--- START ---
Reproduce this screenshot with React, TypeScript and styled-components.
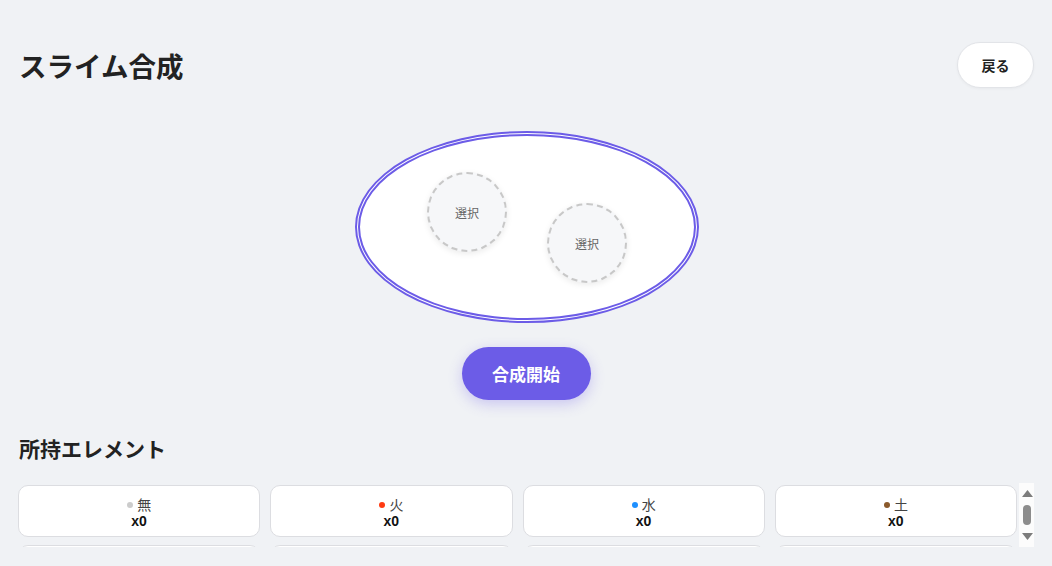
import styled, { createGlobalStyle } from 'styled-components';

const GlobalStyle = createGlobalStyle`
  html, body {
    margin: 0;
    padding: 0;
    background: #f0f2f5;
    font-family: 'Liberation Sans', 'Noto Sans CJK JP', sans-serif;
    color: #222;
  }
`;

const Page = styled.div`
  padding: 42px 18px 0 18px;
  height: 566px;
  box-sizing: border-box;
  overflow: hidden;
`;

const Header = styled.div`
  display: flex;
  justify-content: space-between;
  align-items: center;
`;

const Title = styled.h1`
  margin: 0 0 0 1px;
  font-size: 27.5px;
  font-weight: bold;
  color: #222;
`;

const BackButton = styled.button`
  width: 77px;
  height: 46px;
  border-radius: 23px;
  border: 1px solid #e2e4e8;
  background: #fff;
  font-family: inherit;
  font-size: 14px;
  font-weight: bold;
  color: #222;
  box-shadow: 0 1px 3px rgba(0, 0, 0, 0.04);
`;

const Stage = styled.div`
  display: flex;
  flex-direction: column;
  align-items: center;
  margin-top: 43px;
`;

const Cauldron = styled.div`
  position: relative;
  width: 344px;
  height: 192px;
  box-sizing: border-box;
  border-radius: 50%;
  border: 5px double #6c5ce7;
  background: #fff;
  margin-left: 2px;
`;

const Slot = styled.div<{ $left: number; $top: number }>`
  position: absolute;
  left: ${({ $left }) => $left}px;
  top: ${({ $top }) => $top}px;
  width: 80px;
  height: 80px;
  box-sizing: border-box;
  border-radius: 50%;
  border: 2px dashed #c8c8c8;
  background: #f6f7f9;
  box-shadow: 0 2px 6px rgba(0, 0, 0, 0.08);
  display: flex;
  align-items: center;
  justify-content: center;
  font-size: 12px;
  color: #666;
`;

const FuseButton = styled.button`
  margin-top: 24px;
  width: 129px;
  height: 53px;
  border: none;
  border-radius: 27px;
  background: #6c5ce7;
  color: #fff;
  font-family: inherit;
  font-size: 17px;
  font-weight: bold;
  box-shadow: 0 4px 14px rgba(108, 92, 231, 0.3);
`;

const SectionTitle = styled.h2`
  margin: 33px 0 0 1px;
  font-size: 21px;
  font-weight: bold;
  color: #222;
`;

const Inventory = styled.div`
  margin-top: 20px;
  display: flex;
  gap: 2px;
  height: 64px;
`;

const List = styled.div`
  flex: 1;
  height: 64px;
  box-sizing: border-box;
  padding-top: 2px;
  overflow: hidden;
  clip-path: inset(0);
`;

const ScrollBar = styled.div`
  width: 15px;
  box-sizing: border-box;
  padding: 7px 0;
  background: #fcfcfc;
  display: flex;
  flex-direction: column;
  align-items: center;
  justify-content: space-between;
`;

const Thumb = styled.div`
  width: 8px;
  height: 20px;
  border-radius: 4px;
  background: #8c8c8c;
  margin-left: 1px;
`;

const Grid = styled.div`
  display: grid;
  grid-template-columns: repeat(4, 1fr);
  gap: 8px 10px;
`;

const ElementCard = styled.div`
  height: 52px;
  box-sizing: border-box;
  padding-top: 3px;
  border: 1px solid #dcdde1;
  border-radius: 10px;
  background: #fff;
  display: flex;
  flex-direction: column;
  align-items: center;
  justify-content: center;
  font-size: 14px;
  line-height: 16px;
`;

const NameRow = styled.div`
  display: flex;
  align-items: center;
  gap: 4px;
  color: #444;
`;

const Dot = styled.span<{ $color: string }>`
  width: 6px;
  height: 6px;
  border-radius: 50%;
  background: ${({ $color }) => $color};
`;

const Count = styled.div`
  font-weight: bold;
  color: #111;
`;

const elements = [
  { name: '無', color: '#cccccc' },
  { name: '火', color: '#ff3b12' },
  { name: '水', color: '#1e90ff' },
  { name: '土', color: '#8b5a2b' },
  { name: '風', color: '#7ed957' },
  { name: '雷', color: '#ffd000' },
  { name: '光', color: '#fff1a8' },
  { name: '闇', color: '#5b3a8c' },
];

const Arrow = ({ down }: { down?: boolean }) => (
  <svg width="11" height="7" viewBox="0 0 11 7" style={{ marginLeft: 1 }}>
    <polygon points={down ? '0,0 11,0 5.5,7' : '0,7 11,7 5.5,0'} fill="#7c7c7c" />
  </svg>
);

const App = () => (
  <>
    <GlobalStyle />
    <Page>
      <Header>
        <Title>スライム合成</Title>
        <BackButton>戻る</BackButton>
      </Header>
      <Stage>
        <Cauldron>
          <Slot $left={67} $top={36}>選択</Slot>
          <Slot $left={187} $top={67}>選択</Slot>
        </Cauldron>
        <FuseButton>合成開始</FuseButton>
      </Stage>
      <SectionTitle>所持エレメント</SectionTitle>
      <Inventory>
        <List>
          <Grid>
            {elements.map((el) => (
              <ElementCard key={el.name}>
                <NameRow>
                  <Dot $color={el.color} />
                  {el.name}
                </NameRow>
                <Count>x0</Count>
              </ElementCard>
            ))}
          </Grid>
        </List>
        <ScrollBar>
          <Arrow />
          <Thumb />
          <Arrow down />
        </ScrollBar>
      </Inventory>
    </Page>
  </>
);

export default App;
--- END ---
Report only the number of lines that hold the word "components".

2